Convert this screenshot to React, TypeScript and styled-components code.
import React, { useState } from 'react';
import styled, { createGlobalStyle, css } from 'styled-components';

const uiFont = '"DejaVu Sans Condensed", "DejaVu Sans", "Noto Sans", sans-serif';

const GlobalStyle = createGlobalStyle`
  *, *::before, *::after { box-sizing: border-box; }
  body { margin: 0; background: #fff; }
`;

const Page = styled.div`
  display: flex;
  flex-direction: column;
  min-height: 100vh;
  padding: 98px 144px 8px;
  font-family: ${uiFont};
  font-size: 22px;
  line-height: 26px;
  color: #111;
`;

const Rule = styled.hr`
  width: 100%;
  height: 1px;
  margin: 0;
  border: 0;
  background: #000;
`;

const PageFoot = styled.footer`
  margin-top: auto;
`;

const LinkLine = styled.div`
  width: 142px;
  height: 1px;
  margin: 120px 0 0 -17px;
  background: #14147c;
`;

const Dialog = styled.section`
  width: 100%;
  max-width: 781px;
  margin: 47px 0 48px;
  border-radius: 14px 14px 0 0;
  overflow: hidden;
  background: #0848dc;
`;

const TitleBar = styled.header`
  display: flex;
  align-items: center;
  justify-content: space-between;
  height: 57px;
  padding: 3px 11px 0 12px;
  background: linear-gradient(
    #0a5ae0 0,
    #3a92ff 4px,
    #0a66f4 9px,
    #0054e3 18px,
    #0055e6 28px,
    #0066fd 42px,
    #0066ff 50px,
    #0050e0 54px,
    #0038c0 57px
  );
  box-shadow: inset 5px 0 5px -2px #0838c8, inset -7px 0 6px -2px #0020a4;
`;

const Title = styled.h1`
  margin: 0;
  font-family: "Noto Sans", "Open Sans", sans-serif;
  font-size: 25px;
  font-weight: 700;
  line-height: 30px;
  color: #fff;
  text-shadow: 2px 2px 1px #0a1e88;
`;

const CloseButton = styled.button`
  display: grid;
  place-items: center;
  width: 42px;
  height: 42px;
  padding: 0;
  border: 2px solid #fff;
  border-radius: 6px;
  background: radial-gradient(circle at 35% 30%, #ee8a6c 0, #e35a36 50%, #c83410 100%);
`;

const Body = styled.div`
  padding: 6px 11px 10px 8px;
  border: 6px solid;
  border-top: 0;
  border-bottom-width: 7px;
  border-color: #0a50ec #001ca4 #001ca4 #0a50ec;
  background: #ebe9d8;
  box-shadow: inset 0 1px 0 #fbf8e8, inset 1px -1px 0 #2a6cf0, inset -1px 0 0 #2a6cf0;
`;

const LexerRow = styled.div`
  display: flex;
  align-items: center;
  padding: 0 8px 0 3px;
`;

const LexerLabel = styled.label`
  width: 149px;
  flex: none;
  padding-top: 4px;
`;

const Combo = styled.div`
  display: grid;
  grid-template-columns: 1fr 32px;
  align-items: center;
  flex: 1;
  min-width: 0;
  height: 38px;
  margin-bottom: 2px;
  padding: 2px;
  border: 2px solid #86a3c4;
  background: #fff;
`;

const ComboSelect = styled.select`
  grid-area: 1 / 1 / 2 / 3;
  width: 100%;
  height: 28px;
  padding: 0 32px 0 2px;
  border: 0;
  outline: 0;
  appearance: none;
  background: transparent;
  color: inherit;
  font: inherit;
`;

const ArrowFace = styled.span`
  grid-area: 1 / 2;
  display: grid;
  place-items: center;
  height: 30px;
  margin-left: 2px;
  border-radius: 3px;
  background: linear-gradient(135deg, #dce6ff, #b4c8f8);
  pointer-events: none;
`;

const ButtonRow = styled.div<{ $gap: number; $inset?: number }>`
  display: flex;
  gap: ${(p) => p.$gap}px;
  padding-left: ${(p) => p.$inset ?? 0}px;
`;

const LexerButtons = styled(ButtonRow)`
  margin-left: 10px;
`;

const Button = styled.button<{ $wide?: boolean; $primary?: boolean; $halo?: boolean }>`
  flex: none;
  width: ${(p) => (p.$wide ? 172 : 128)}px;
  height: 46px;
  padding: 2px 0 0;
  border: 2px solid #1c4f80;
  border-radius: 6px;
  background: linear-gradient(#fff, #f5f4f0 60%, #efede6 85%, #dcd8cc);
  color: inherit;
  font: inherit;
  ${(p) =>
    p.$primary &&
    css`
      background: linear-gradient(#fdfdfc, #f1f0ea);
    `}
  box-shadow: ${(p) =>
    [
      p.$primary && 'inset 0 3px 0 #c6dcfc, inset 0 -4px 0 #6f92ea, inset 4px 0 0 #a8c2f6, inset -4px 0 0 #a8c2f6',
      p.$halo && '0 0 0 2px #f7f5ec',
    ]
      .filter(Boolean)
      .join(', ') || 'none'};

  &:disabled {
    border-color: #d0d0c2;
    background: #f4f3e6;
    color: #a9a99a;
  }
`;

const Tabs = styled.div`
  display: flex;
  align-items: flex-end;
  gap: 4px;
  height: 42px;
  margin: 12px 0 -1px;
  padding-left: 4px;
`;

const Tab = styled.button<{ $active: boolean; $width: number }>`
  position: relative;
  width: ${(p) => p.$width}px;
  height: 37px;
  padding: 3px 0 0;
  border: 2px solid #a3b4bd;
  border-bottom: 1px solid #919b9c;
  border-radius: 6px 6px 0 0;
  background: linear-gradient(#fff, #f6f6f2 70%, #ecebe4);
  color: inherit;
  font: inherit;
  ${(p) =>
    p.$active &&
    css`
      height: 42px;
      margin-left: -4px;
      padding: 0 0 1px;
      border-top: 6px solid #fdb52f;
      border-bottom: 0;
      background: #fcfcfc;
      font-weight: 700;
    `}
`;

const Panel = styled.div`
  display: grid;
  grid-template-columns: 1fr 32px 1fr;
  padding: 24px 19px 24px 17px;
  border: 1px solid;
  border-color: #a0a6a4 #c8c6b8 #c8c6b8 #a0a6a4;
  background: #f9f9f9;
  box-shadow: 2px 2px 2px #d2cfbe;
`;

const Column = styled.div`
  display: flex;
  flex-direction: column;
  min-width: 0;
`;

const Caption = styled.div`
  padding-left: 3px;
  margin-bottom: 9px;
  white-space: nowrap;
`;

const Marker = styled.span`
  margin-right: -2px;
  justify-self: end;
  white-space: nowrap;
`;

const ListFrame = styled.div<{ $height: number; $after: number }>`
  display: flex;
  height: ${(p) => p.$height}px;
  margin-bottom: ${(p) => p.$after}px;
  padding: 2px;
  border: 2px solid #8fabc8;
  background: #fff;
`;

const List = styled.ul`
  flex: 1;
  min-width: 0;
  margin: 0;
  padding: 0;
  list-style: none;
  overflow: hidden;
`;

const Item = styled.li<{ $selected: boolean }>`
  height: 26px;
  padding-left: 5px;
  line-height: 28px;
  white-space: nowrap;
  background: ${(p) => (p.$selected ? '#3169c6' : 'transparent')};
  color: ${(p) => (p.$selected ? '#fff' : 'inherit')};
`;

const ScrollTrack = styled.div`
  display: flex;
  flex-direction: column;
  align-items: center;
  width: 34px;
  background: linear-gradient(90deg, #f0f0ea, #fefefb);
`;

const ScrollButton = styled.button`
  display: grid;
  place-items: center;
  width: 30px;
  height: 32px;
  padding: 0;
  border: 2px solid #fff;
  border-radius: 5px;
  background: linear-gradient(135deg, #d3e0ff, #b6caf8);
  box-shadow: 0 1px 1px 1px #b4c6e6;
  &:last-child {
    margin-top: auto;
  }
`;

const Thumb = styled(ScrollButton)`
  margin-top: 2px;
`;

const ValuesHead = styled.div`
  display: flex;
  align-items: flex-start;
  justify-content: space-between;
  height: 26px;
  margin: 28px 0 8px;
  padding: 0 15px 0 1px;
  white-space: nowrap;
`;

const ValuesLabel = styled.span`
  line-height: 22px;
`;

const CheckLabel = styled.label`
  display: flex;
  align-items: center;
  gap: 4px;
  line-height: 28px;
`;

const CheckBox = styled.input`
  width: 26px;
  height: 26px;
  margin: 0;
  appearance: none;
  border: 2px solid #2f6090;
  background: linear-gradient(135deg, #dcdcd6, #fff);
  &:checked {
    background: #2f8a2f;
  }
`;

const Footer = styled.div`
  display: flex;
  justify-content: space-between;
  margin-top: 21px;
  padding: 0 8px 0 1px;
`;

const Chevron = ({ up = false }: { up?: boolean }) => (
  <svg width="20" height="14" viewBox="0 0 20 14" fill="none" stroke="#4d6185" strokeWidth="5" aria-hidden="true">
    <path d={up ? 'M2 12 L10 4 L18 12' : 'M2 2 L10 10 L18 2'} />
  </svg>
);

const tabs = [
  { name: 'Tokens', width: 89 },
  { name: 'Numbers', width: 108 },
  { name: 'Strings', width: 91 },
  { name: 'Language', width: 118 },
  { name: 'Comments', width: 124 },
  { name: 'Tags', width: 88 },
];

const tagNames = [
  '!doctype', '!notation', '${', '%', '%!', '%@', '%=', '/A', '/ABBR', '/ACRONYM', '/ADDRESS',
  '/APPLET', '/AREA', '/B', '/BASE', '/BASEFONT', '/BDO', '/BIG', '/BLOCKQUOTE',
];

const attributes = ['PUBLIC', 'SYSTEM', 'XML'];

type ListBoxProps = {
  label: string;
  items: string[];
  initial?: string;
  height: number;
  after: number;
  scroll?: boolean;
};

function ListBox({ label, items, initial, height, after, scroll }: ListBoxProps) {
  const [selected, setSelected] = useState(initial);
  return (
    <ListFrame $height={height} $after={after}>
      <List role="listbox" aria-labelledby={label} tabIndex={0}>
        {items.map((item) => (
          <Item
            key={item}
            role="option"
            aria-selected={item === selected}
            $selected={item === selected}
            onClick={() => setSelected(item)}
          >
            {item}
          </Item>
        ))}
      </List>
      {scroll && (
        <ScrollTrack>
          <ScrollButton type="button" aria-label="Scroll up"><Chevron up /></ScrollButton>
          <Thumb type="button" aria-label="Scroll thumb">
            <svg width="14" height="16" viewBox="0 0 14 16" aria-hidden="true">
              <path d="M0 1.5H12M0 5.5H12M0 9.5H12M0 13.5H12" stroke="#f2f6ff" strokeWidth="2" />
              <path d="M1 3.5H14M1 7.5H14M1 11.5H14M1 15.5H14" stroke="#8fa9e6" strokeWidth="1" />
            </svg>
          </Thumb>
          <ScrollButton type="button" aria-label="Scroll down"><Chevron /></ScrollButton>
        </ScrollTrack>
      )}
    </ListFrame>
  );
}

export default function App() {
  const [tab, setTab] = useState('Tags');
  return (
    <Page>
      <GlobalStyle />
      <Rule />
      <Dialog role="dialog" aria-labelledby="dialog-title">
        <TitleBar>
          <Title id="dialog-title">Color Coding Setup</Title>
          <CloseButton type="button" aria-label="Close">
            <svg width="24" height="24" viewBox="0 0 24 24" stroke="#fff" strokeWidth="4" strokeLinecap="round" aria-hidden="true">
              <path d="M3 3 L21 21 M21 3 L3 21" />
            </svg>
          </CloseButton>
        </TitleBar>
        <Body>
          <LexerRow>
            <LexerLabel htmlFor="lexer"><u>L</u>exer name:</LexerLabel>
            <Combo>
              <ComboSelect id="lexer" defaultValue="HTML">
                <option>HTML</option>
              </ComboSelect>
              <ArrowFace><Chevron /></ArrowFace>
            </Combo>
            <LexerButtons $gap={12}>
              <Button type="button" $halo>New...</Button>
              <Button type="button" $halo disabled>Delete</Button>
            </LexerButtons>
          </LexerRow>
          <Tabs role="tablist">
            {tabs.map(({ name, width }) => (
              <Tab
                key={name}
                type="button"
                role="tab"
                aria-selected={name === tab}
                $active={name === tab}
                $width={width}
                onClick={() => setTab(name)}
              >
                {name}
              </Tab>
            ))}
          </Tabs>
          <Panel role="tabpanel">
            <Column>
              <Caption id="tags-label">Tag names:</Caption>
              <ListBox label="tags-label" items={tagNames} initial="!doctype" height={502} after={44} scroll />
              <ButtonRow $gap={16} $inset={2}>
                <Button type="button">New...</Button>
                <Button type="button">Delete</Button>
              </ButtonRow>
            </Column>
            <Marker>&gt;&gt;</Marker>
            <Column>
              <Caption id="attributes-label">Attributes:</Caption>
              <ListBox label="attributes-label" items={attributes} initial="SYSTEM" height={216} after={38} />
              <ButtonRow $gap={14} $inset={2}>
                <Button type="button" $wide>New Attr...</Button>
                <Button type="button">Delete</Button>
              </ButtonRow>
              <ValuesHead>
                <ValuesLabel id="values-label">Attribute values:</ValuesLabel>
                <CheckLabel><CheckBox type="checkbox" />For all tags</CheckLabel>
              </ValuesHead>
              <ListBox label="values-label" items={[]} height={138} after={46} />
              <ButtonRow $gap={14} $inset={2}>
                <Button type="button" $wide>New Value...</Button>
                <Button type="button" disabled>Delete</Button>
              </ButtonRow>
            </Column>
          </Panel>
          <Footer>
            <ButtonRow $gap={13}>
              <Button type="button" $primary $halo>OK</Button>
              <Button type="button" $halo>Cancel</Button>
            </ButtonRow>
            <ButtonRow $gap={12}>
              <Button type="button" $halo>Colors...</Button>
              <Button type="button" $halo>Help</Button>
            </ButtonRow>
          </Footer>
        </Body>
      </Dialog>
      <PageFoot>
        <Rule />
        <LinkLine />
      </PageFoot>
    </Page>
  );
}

····················

== TASK DETAILS ==
Scan the listing above for the word "components" and show each line where it is found.

== WRITTEN ANSWER ==
Convert this screenshot to React, TypeScript and styled-components code.
import styled, { createGlobalStyle, css } from 'styled-components';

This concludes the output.